What needs to be done: Write out the material exactly, with the pictures left out.
** BEGIN **
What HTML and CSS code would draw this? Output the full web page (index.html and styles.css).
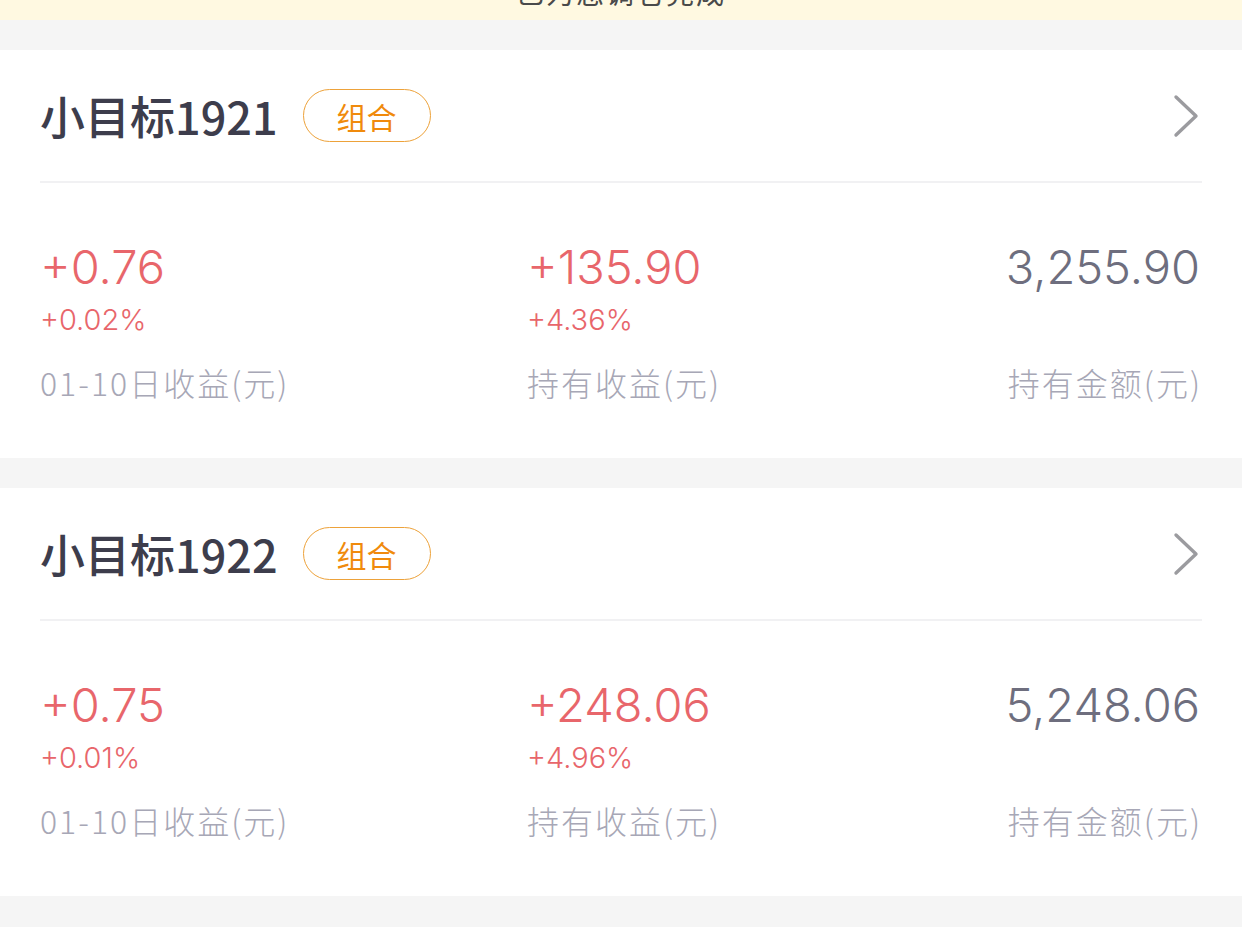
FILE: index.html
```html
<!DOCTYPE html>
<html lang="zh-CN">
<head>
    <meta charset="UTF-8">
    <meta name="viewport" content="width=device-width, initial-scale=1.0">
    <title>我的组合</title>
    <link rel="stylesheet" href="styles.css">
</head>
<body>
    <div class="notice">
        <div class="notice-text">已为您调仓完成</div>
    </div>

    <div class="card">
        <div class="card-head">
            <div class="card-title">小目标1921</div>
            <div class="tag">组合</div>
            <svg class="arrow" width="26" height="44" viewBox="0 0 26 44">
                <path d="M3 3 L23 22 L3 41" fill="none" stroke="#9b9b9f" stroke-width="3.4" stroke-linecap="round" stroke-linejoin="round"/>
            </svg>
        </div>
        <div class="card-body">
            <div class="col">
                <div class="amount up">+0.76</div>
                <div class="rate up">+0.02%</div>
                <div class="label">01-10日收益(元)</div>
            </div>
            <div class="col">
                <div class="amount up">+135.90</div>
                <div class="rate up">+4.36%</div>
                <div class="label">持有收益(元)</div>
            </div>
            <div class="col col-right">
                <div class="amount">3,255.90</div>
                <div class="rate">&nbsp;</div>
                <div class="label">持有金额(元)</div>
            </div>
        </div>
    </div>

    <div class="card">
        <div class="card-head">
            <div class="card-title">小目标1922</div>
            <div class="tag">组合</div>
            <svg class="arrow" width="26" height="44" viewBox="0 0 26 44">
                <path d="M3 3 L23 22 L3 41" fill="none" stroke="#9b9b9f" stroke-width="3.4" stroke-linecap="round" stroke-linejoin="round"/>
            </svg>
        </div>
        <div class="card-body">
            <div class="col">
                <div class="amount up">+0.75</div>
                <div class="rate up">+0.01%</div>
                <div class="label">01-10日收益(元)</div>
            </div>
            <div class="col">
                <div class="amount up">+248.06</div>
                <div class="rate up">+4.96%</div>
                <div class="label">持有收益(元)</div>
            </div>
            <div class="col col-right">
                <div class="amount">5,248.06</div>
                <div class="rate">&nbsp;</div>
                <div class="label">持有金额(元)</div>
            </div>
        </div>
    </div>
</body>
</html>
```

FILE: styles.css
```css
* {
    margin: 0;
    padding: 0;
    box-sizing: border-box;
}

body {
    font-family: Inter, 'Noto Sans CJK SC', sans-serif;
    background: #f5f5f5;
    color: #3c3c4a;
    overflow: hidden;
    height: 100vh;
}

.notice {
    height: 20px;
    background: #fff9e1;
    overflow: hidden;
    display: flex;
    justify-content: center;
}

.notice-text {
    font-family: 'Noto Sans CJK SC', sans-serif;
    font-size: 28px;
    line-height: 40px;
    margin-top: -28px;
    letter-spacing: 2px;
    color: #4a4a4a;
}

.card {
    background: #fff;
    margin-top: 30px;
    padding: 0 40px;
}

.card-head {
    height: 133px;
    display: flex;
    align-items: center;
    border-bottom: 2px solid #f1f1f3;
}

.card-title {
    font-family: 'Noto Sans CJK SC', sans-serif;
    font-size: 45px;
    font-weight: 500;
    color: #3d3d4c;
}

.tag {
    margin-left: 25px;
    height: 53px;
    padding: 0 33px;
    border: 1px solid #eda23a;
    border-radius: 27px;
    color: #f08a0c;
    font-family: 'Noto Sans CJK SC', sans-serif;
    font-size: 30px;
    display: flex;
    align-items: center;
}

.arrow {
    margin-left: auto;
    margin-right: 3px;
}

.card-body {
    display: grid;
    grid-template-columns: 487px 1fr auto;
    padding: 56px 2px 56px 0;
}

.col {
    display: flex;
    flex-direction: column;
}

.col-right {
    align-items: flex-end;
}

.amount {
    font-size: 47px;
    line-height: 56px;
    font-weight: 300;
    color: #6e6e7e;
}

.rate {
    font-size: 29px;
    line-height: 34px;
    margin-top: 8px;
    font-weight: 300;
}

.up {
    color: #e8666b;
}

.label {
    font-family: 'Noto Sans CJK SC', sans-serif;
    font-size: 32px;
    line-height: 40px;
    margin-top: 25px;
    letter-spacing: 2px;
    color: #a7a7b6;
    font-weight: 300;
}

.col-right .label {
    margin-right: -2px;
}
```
** END **
Result below:
What HTML and CSS code would draw this? Output the full web page (index.html and styles.css).
FILE: index.html
```html
<!DOCTYPE html>
<html lang="zh-CN">
<head>
    <meta charset="UTF-8">
    <meta name="viewport" content="width=device-width, initial-scale=1.0">
    <title>我的组合</title>
    <link rel="stylesheet" href="styles.css">
</head>
<body>
    <div class="notice">
        <div class="notice-text">已为您调仓完成</div>
    </div>

    <div class="card">
        <div class="card-head">
            <div class="card-title">小目标1921</div>
            <div class="tag">组合</div>
            <svg class="arrow" width="26" height="44" viewBox="0 0 26 44">
                <path d="M3 3 L23 22 L3 41" fill="none" stroke="#9b9b9f" stroke-width="3.4" stroke-linecap="round" stroke-linejoin="round"/>
            </svg>
        </div>
        <div class="card-body">
            <div class="col">
                <div class="amount up">+0.76</div>
                <div class="rate up">+0.02%</div>
                <div class="label">01-10日收益(元)</div>
            </div>
            <div class="col">
                <div class="amount up">+135.90</div>
                <div class="rate up">+4.36%</div>
                <div class="label">持有收益(元)</div>
            </div>
            <div class="col col-right">
                <div class="amount">3,255.90</div>
                <div class="rate">&nbsp;</div>
                <div class="label">持有金额(元)</div>
            </div>
        </div>
    </div>

    <div class="card">
        <div class="card-head">
            <div class="card-title">小目标1922</div>
            <div class="tag">组合</div>
            <svg class="arrow" width="26" height="44" viewBox="0 0 26 44">
                <path d="M3 3 L23 22 L3 41" fill="none" stroke="#9b9b9f" stroke-width="3.4" stroke-linecap="round" stroke-linejoin="round"/>
            </svg>
        </div>
        <div class="card-body">
            <div class="col">
                <div class="amount up">+0.75</div>
                <div class="rate up">+0.01%</div>
                <div class="label">01-10日收益(元)</div>
            </div>
            <div class="col">
                <div class="amount up">+248.06</div>
                <div class="rate up">+4.96%</div>
                <div class="label">持有收益(元)</div>
            </div>
            <div class="col col-right">
                <div class="amount">5,248.06</div>
                <div class="rate">&nbsp;</div>
                <div class="label">持有金额(元)</div>
            </div>
        </div>
    </div>
</body>
</html>
```

FILE: styles.css
```css
* {
    margin: 0;
    padding: 0;
    box-sizing: border-box;
}

body {
    font-family: Inter, 'Noto Sans CJK SC', sans-serif;
    background: #f5f5f5;
    color: #3c3c4a;
    overflow: hidden;
    height: 100vh;
}

.notice {
    height: 20px;
    background: #fff9e1;
    overflow: hidden;
    display: flex;
    justify-content: center;
}

.notice-text {
    font-family: 'Noto Sans CJK SC', sans-serif;
    font-size: 28px;
    line-height: 40px;
    margin-top: -28px;
    letter-spacing: 2px;
    color: #4a4a4a;
}

.card {
    background: #fff;
    margin-top: 30px;
    padding: 0 40px;
}

.card-head {
    height: 133px;
    display: flex;
    align-items: center;
    border-bottom: 2px solid #f1f1f3;
}

.card-title {
    font-family: 'Noto Sans CJK SC', sans-serif;
    font-size: 45px;
    font-weight: 500;
    color: #3d3d4c;
}

.tag {
    margin-left: 25px;
    height: 53px;
    padding: 0 33px;
    border: 1px solid #eda23a;
    border-radius: 27px;
    color: #f08a0c;
    font-family: 'Noto Sans CJK SC', sans-serif;
    font-size: 30px;
    display: flex;
    align-items: center;
}

.arrow {
    margin-left: auto;
    margin-right: 3px;
}

.card-body {
    display: grid;
    grid-template-columns: 487px 1fr auto;
    padding: 56px 2px 56px 0;
}

.col {
    display: flex;
    flex-direction: column;
}

.col-right {
    align-items: flex-end;
}

.amount {
    font-size: 47px;
    line-height: 56px;
    font-weight: 300;
    color: #6e6e7e;
}

.rate {
    font-size: 29px;
    line-height: 34px;
    margin-top: 8px;
    font-weight: 300;
}

.up {
    color: #e8666b;
}

.label {
    font-family: 'Noto Sans CJK SC', sans-serif;
    font-size: 32px;
    line-height: 40px;
    margin-top: 25px;
    letter-spacing: 2px;
    color: #a7a7b6;
    font-weight: 300;
}

.col-right .label {
    margin-right: -2px;
}
```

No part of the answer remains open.